Still American Sniper does convey that the Iraq war has its horrors and that no one come out unscathed (Kyle’s being shot and killed by a disturbed veteran, who he is trying to help, exemplifies what the war did to many soldiers). However, the dark side of the war that Eastwood touches on is subsumed by his paean to the heroic and intensely patriotic Chris Kyle, and the film’s uncritical take on the political basis of the Iraq War. There is no mention in the film of the Bush administration’s big lie about the weapons of mass destruction that got us involved, or the fact that Iraq had nothing to do with 9/11. For whatever inner price Kyle suffered in Iraq, what’s indelible for Eastwood is the heroism of this warrior with a rifle.

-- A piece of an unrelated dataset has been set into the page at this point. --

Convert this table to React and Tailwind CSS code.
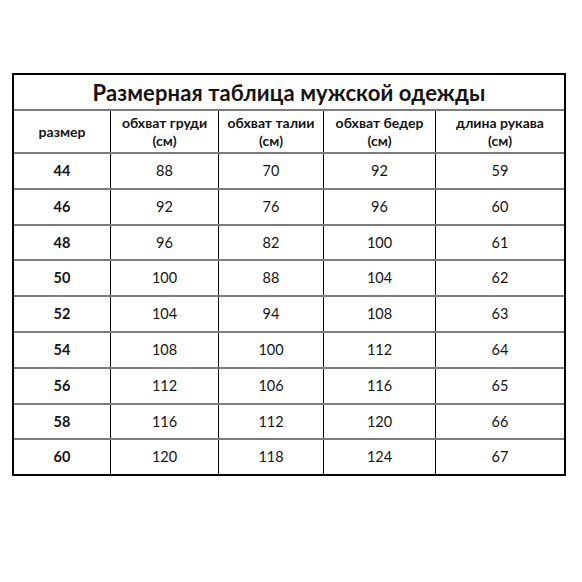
const cols = ["w-[96px]", "w-[108px]", "w-[105px]", "w-[112px]", "w-[129px]"];

const headers = [
  ["размер"],
  ["обхват груди", "(см)"],
  ["обхват талии", "(см)"],
  ["обхват бедер", "(см)"],
  ["длина рукава", "(см)"],
];

const rows = [
  ["44", "88", "70", "92", "59"],
  ["46", "92", "76", "96", "60"],
  ["48", "96", "82", "100", "61"],
  ["50", "100", "88", "104", "62"],
  ["52", "104", "94", "108", "63"],
  ["54", "108", "100", "112", "64"],
  ["56", "112", "106", "116", "65"],
  ["58", "116", "112", "120", "66"],
  ["60", "120", "118", "124", "67"],
];

function Cell({ i, children, className = "" }) {
  return (
    <div
      className={`${cols[i]} ${i > 0 ? "border-l border-black" : ""} flex flex-col items-center justify-center text-center ${className}`}
    >
      {children}
    </div>
  );
}

export default function App() {
  return (
    <div className="w-[582px] h-[582px] bg-white font-['Lato','Open_Sans',sans-serif] text-[#141414]">
      <div className="ml-[12px] pt-[73px]">
        <div className="w-[554px] border-2 border-black">
          <div className="h-[36px] flex items-center justify-center border-b-2 border-[#7d7d7d] text-[22px] font-bold tracking-[0.1px]">
            Размерная таблица мужской одежды
          </div>
          <div className="h-[43px] flex border-b-2 border-[#7d7d7d] text-[14px] font-bold leading-[18px]">
            {headers.map((h, i) => (
              <Cell key={i} i={i}>
                {h.map((t) => (
                  <span key={t}>{t}</span>
                ))}
              </Cell>
            ))}
          </div>
          {rows.map((r, ri) => (
            <div
              key={ri}
              className={`h-[33.8px] flex text-[14.5px] ${ri < rows.length - 1 ? "border-b-2 border-[#7d7d7d] box-content" : ""}`}
            >
              {r.map((v, i) => (
                <Cell key={i} i={i} className={i === 0 ? "font-bold" : ""}>
                  {v}
                </Cell>
              ))}
            </div>
          ))}
        </div>
      </div>
    </div>
  );
}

However, Eastwood’s film also reminds of the proverb that, “In war all suffer defeat even the victors.” And except for the brief victory of the killing of Osama Bin Laden in Zero Dark Thirty, the “Forever War “films provide little to give us any comfort or insight. Most significantly except for the brief evocation of 9/11, also in Zero Dark Thirty, there is very little to tell us about why we have engaged in this continuous struggle. This is hardly uncommon in films that try to portray unpopular wars while those wars are ongoing. But with the “Forever Wars” one wonders if the end will ever come. There are moments that the quagmire seems eternal. Or if as a woman dressed in a burka in Afghanistan once said to Dexter Filkins, “We are stuck here in this cursed place.”